DeepSpeed
DeepSpeed copied to clipboard
[BUG] BF16 raises CUDA error on inference GPT2
Description I'm trying to run a GPT2 124m model using BF16 with optimized kernel. It keeps giving me a CUDA error which does not occur if I switch to FP16.
To Reproduce Here is my script:
from transformers import AutoModelForCausalLM
import deepspeed
import torch
if __name__ == "__main__":
model_id = "gpt2"
model = AutoModelForCausalLM.from_pretrained(pretrained_model_name_or_path=model_id)
ds_config = {
"tensor_parallel": {"tp_size": 1},
"dtype": "bf16",
"replace_with_kernel_inject": True,
"replace_method": "auto",
}
ds_model = deepspeed.init_inference(model=model, config=ds_config)
input_ids = torch.randint(0, 50257, (5, 256))
ds_model.module.generate(input_ids.to(ds_model.module.device))
Here is the CUDA error:
Traceback (most recent call last):
File "tmp.py", line 18, in <module>
ds_model.module.generate(input_ids.to(ds_model.module.device))
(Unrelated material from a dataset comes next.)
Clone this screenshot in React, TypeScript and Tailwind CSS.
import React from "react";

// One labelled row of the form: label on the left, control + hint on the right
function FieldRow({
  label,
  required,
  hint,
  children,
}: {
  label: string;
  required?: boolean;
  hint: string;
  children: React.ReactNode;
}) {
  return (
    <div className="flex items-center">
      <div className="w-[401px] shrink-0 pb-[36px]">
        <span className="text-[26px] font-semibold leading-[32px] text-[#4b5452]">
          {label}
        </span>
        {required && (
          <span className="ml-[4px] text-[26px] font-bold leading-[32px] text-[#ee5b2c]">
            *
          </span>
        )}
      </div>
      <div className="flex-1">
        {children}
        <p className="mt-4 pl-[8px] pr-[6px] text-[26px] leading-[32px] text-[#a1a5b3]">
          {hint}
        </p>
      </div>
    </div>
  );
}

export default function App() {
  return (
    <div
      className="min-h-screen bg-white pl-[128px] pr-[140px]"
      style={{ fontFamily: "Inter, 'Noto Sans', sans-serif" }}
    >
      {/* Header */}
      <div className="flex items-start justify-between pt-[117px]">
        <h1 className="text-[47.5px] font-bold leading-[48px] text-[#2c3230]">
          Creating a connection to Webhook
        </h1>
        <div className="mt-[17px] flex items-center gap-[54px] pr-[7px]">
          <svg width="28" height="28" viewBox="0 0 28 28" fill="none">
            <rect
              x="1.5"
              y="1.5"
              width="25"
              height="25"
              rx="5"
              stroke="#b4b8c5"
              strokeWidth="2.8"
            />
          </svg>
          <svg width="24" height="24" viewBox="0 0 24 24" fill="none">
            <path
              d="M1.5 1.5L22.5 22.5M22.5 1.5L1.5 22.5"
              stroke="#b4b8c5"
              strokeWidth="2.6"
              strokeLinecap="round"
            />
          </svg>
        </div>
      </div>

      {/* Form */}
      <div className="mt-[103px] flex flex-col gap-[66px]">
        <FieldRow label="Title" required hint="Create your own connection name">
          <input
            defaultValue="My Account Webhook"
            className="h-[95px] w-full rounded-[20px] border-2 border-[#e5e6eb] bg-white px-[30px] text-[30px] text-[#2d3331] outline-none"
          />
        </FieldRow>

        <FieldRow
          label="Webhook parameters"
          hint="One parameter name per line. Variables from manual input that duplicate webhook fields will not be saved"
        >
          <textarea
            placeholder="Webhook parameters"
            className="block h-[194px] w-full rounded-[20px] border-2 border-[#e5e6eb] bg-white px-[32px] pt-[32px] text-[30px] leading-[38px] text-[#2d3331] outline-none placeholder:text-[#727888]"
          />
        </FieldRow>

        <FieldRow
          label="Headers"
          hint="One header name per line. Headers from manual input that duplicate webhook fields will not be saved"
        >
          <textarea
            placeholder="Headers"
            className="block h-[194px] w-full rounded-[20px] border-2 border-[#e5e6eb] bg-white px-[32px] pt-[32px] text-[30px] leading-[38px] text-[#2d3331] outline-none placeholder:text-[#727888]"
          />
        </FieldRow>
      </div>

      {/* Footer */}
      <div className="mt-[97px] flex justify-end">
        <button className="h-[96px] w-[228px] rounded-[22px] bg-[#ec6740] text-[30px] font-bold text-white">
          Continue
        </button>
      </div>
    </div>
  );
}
File "/home/wenhant/.local/lib/python3.8/site-packages/torch/autograd/grad_mode.py", line 27, in decorate_context
return func(*args, **kwargs)
File "/home/wenhant/.local/lib/python3.8/site-packages/transformers/generation_utils.py", line 1288, in generate
return self.greedy_search(
File "/home/wenhant/.local/lib/python3.8/site-packages/transformers/generation_utils.py", line 1683, in greedy_search
outputs = self(
File "/home/wenhant/.local/lib/python3.8/site-packages/torch/nn/modules/module.py", line 1194, in _call_impl
return forward_call(*input, **kwargs)
File "/home/wenhant/.local/lib/python3.8/site-packages/transformers/models/gpt2/modeling_gpt2.py", line 1070, in forward
lm_logits = self.lm_head(hidden_states)
File "/home/wenhant/.local/lib/python3.8/site-packages/torch/nn/modules/module.py", line 1194, in _call_impl
return forward_call(*input, **kwargs)
File "/home/wenhant/.local/lib/python3.8/site-packages/torch/nn/modules/linear.py", line 114, in forward
return F.linear(input, self.weight, self.bias)
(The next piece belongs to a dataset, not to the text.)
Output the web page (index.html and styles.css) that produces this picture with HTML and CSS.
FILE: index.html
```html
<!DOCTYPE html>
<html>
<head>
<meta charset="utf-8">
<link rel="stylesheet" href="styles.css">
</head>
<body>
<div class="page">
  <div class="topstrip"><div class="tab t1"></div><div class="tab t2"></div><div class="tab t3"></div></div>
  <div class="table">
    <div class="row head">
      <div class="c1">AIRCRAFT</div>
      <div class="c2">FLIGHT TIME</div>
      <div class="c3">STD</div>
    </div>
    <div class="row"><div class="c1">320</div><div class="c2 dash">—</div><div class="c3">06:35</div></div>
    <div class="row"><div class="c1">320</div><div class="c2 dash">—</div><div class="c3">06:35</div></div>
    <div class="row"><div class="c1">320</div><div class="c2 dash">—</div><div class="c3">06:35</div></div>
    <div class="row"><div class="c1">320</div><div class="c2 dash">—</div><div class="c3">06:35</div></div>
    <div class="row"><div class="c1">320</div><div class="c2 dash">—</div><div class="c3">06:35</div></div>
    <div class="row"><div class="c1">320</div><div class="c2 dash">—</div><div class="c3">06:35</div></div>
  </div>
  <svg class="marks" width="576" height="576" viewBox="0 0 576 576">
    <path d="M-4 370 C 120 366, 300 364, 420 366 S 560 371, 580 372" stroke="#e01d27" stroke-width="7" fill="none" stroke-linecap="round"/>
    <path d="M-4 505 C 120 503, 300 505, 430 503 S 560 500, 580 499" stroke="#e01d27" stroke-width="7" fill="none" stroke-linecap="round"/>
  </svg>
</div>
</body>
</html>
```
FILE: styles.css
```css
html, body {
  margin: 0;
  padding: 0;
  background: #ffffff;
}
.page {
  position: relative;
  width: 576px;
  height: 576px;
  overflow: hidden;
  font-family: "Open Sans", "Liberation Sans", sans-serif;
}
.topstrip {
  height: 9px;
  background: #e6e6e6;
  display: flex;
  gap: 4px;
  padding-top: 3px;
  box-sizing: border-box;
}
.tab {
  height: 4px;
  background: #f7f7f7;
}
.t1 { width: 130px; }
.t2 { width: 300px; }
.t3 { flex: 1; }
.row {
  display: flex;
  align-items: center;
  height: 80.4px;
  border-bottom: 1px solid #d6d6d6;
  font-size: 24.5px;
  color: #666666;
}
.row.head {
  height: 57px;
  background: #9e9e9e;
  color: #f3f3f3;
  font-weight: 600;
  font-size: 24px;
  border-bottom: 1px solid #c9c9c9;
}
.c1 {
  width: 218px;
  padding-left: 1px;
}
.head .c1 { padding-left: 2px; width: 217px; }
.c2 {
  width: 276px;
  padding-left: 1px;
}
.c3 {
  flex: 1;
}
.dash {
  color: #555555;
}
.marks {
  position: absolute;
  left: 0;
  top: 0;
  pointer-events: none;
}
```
RuntimeError: CUDA error: an illegal memory access was encountered
CUDA kernel errors might be asynchronously reported at some other API call,so the stacktrace below might be incorrect.
For debugging consider passing CUDA_LAUNCH_BLOCKING=1.
The script works perfectly if I switch to FP16. Does DeepSpeed support BF16 inference? Or is this a bug?
Just made an issue for this at #2955 . I am pretty sure that bfloat16 is not currently supported. Float32, float16 and int8 are supported(though I have had issues with int8).
Take a look at my issue and please answer some of the questions I posed if you have any insight. Thanks!
@Wenhan-Tan we do not currently support BF16 directly with deepspeed inference.
@molly-smith can we add an assertion in the ds-inference config to gracefully error out if someone tries this case?
@mallorbc @jeffra Thank you for clarifying!